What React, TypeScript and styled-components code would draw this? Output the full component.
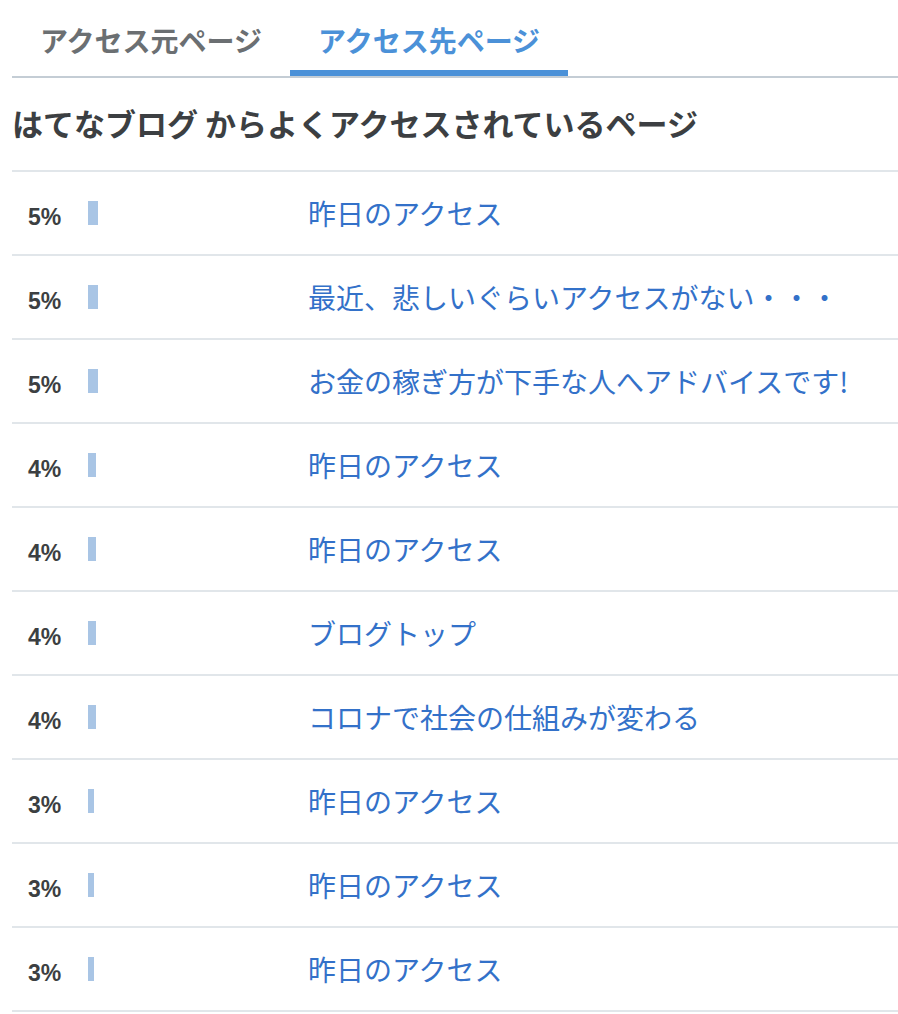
import React, { useState } from "react";
import styled, { createGlobalStyle } from "styled-components";

const GlobalStyle = createGlobalStyle`
  html, body {
    margin: 0;
    padding: 0;
    background: #ffffff;
  }
  body {
    font-family: "Noto Sans CJK JP", "Noto Sans", sans-serif;
    -webkit-font-smoothing: antialiased;
  }
`;

const Wrapper = styled.div`
  margin-left: 12px;
  width: 886px;
`;

const TabBar = styled.div`
  display: flex;
  border-bottom: 2px solid #c4cdd5;
`;

const Tab = styled.button<{ $active: boolean }>`
  appearance: none;
  background: none;
  border: none;
  border-bottom: 6px solid ${(p) => (p.$active ? "#4b91d8" : "transparent")};
  box-sizing: border-box;
  height: 76px;
  padding: 23px 28px 0;
  margin: 0;
  font-family: "Noto Sans CJK JP", sans-serif;
  font-size: 28px;
  font-weight: 700;
  line-height: 34px;
  color: ${(p) => (p.$active ? "#4b91d8" : "#6b6f72")};
  cursor: pointer;
  display: flex;
  align-items: flex-start;
`;

const Title = styled.h2`
  margin: 25px 0 27px;
  font-family: "Noto Sans CJK JP", sans-serif;
  font-size: 31px;
  line-height: 40px;
  font-weight: 700;
  color: #3c3f42;
`;

const List = styled.ul`
  list-style: none;
  margin: 0;
  padding: 0;
  border-top: 2px solid #e1e6ea;
`;

const Row = styled.li`
  display: flex;
  align-items: center;
  height: 84px;
  box-sizing: border-box;
  border-bottom: 2px solid #e1e6ea;
`;

const Percent = styled.span`
  width: 60px;
  padding-left: 16px;
  padding-top: 8px;
  box-sizing: content-box;
  font-family: "Liberation Sans", Arial, sans-serif;
  font-weight: 700;
  font-size: 23px;
  color: #3c3f42;
`;

const BarTrack = styled.div`
  width: 200px;
  height: 24px;
  margin-right: 20px;
  display: flex;
`;

const Bar = styled.div`
  height: 100%;
  background: #a9c5e5;
`;

const PageLink = styled.a`
  font-family: "Noto Sans CJK JP", sans-serif;
  font-size: 28px;
  color: #3371c9;
  text-decoration: none;
  line-height: 36px;
`;

const rows = [
  { pct: 5, title: "昨日のアクセス" },
  { pct: 5, title: "最近、悲しいぐらいアクセスがない・・・" },
  { pct: 5, title: "お金の稼ぎ方が下手な人へアドバイスです!" },
  { pct: 4, title: "昨日のアクセス" },
  { pct: 4, title: "昨日のアクセス" },
  { pct: 4, title: "ブログトップ" },
  { pct: 4, title: "コロナで社会の仕組みが変わる" },
  { pct: 3, title: "昨日のアクセス" },
  { pct: 3, title: "昨日のアクセス" },
  { pct: 3, title: "昨日のアクセス" },
];

export default function App() {
  const [active, setActive] = useState(1);
  return (
    <>
      <GlobalStyle />
      <Wrapper>
        <TabBar>
          <Tab $active={active === 0} onClick={() => setActive(0)}>
            アクセス元ページ
          </Tab>
          <Tab $active={active === 1} onClick={() => setActive(1)}>
            アクセス先ページ
          </Tab>
        </TabBar>
        <Title>はてなブログ からよくアクセスされているページ</Title>
        <List>
          {rows.map((r, i) => (
            <Row key={i}>
              <Percent>{r.pct}%</Percent>
              <BarTrack>
                <Bar style={{ width: `${r.pct * 2}px` }} />
              </BarTrack>
              <PageLink href="#">{r.title}</PageLink>
            </Row>
          ))}
        </List>
      </Wrapper>
    </>
  );
}
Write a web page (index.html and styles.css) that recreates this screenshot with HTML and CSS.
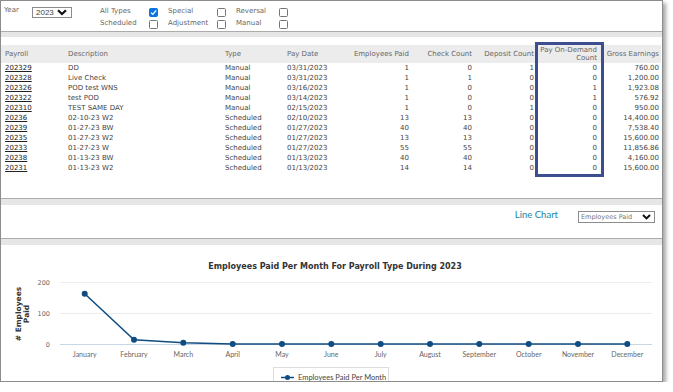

══════════════════════════════

» What the task asks:
From the data above, copy each line that has the string "components".

» Solved problem:
What React, TypeScript and styled-components code would draw this? Output the full component.
import styled, { createGlobalStyle } from "styled-components";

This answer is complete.